Muito humanos e muito divinos (1): Jesus, que devemos fazer?

Neste primeiro artigo sobre as virtudes humanas, consideramos como todos os nossos desejos podem encontrar harmonia em Deus. Descobrir isso leva um tempo, mas é libertador.

Pode parecer estranho que Santo Agostinho, ao longo das suas memórias, em determinado momento, comece a descrever a influência do “peso” nas coisas físicas que tem ao seu redor. Com o seu conhecimento do século IV, aquele que viria a ser bispo de Hipona observa que há algo que faz com que o fogo sempre vá para cima, enquanto a pedra sempre vem para baixo. Mais tarde nota que o óleo sempre fica acima da água quando são misturados ou que, de alguma forma, tudo o que está desordenado procura a ordem e aí fica. Santo Agostinho intui que, em todos esses movimentos, as coisas são guiadas pelo seu “peso”. E é então que, com linguagem poética, confessa: “O meu peso é o meu amor, ele leva-me para onde eu for levado”[1]. É uma experiência universal: o que desejamos, o que buscamos, o que queremos é o que nos move. Buscamos sempre a satisfação de um desejo que aspira a ser duradouro. Esse “peso” leva-nos à felicidade, mais ou menos plena, por isso não queremos ser enganados por um simples e fugaz passar bem. Como descobrir aquele amor pelo qual Santo Agostinho se sentiu atraído?

O processo de toda a história

“Que hei de fazer para alcançar a vida eterna?”, perguntou um jovem a Jesus (cf. Lc 18,18). É uma passagem da Escritura diante da qual guardamos um silêncio expectante, porque levanta uma questão que envolve a todos nós. O que responderá aquele que é Deus e Homem? No entanto, pouco antes da sua pergunta, o jovem tinha usado uma frase em que o Senhor detectou algo estranho: dirigiu-se a Jesus chamando-O “bom mestre”. A resposta pode parecer um pouco contundente: “Ninguém é bom senão Deus” (Lc 18,19). O Senhor tinha percebido, não sabemos como, que certamente o jovem procurava algo mais em sua vida, mas que realmente pensou que lhe seria dado por um bem criado, algo que poderia controlar, algo a que poderia segurar-se aqui na terra.
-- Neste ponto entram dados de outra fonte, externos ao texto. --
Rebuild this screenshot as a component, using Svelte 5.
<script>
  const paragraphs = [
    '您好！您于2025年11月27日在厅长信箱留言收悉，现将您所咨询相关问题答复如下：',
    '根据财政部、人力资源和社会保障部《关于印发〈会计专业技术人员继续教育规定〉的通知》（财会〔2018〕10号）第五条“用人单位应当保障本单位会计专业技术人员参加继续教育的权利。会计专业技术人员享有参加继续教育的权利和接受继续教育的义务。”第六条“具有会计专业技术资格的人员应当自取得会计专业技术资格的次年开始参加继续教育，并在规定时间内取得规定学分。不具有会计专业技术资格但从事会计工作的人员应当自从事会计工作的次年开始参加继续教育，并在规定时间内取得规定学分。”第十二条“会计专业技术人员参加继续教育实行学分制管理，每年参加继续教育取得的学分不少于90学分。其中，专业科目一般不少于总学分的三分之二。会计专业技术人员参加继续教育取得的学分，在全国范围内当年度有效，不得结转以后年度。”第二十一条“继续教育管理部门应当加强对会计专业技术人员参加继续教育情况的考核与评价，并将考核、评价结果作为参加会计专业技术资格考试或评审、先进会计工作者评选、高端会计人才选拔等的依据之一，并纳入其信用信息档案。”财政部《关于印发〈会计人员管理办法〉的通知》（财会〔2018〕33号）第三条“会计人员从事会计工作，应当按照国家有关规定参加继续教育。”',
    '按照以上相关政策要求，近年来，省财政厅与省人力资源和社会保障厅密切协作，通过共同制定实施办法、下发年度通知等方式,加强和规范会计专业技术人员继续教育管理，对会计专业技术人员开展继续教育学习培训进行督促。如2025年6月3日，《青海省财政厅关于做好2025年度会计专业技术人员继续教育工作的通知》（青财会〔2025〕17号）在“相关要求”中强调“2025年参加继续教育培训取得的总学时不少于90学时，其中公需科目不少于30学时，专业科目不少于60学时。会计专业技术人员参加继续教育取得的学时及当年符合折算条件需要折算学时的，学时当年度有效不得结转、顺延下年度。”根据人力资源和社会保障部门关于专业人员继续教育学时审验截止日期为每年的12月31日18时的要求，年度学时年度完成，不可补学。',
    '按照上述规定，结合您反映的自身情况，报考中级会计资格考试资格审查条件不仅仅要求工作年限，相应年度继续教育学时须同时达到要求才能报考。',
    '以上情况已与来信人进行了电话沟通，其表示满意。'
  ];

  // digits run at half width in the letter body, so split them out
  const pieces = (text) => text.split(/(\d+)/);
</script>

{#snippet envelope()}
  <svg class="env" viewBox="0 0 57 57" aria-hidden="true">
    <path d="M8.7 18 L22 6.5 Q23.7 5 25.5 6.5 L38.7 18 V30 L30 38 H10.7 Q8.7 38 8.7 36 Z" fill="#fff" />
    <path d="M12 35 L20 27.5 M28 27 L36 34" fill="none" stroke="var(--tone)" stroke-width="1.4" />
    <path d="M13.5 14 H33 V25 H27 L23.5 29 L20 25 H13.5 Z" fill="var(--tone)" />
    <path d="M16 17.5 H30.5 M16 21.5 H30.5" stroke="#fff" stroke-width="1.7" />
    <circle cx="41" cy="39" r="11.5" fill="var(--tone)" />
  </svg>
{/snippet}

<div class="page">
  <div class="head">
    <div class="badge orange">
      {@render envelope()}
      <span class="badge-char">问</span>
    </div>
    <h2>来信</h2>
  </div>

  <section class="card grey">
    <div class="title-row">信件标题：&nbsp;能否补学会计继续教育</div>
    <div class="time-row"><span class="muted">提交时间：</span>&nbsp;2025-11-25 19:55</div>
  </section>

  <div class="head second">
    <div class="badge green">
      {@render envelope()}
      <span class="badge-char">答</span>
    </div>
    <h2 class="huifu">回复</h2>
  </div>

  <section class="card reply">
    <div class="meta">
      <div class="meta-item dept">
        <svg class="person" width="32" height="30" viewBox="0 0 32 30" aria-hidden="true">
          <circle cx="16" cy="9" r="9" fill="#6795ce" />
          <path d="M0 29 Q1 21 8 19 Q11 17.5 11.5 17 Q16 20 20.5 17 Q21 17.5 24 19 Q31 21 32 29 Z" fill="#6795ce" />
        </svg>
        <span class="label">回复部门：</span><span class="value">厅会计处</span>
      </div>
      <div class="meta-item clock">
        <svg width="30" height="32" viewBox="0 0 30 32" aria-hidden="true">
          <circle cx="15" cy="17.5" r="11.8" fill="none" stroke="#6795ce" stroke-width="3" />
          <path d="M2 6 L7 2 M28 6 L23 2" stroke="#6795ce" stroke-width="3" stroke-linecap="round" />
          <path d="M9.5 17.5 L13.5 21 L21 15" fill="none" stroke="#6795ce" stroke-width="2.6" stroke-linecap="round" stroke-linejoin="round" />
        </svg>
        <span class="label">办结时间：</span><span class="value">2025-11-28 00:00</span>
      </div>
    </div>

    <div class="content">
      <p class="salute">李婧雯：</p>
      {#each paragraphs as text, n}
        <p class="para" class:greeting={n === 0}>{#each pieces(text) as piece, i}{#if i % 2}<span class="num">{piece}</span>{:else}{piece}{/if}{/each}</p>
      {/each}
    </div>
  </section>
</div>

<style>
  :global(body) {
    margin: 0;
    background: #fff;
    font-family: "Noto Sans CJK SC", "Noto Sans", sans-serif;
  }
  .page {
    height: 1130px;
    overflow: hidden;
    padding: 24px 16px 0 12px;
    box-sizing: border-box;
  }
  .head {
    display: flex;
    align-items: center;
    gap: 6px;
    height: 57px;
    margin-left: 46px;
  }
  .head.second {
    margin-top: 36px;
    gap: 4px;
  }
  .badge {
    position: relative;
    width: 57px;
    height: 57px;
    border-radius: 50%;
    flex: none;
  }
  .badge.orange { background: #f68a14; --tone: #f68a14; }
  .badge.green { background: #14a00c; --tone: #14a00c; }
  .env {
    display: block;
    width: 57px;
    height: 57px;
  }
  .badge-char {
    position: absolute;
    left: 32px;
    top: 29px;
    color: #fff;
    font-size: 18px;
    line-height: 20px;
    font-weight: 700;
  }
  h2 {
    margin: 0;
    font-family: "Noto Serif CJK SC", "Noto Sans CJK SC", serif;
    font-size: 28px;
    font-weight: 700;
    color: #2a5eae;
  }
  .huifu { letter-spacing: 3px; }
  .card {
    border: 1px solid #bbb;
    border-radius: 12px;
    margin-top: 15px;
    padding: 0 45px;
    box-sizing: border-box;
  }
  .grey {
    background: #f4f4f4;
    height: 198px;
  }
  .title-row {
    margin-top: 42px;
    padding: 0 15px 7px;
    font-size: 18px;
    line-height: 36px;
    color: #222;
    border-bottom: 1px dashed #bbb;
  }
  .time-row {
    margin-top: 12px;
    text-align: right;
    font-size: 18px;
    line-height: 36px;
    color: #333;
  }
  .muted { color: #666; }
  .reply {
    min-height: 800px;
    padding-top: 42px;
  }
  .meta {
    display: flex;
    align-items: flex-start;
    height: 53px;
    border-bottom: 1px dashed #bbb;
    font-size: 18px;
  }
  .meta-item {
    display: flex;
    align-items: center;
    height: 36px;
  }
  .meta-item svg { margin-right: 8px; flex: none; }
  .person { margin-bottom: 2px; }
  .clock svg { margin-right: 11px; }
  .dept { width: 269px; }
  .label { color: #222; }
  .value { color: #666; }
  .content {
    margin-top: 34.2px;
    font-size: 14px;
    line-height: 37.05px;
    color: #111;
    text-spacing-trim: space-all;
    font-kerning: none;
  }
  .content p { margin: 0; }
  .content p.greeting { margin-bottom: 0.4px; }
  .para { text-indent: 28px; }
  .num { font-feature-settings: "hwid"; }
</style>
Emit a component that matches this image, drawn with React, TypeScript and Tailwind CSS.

Portanto, embora na pergunta seguinte, Jesus se certifique de que o jovem está se esforçando para cumprir a lei de Deus, quer ir mais longe, quer que o jovem rompa definitivamente com a secreta complacência que há neste cumprimento e com os ídolos da prosperidade humana: “Uma coisa ainda te falta: vende tudo o que tens, dá aos pobres, e terás um tesouro no céu. Depois vem e segue-me” (Lc 18,22). Nesta cena observamos o chamado do Senhor, a seguir intuímos a batalha interior do jovem, até concluir com a sua triste retirada. Jesus pode ter sonhado com um grande discípulo, mas o jovem voltou ao conforto da sua casa, à sua riqueza e aos seus conhecidos.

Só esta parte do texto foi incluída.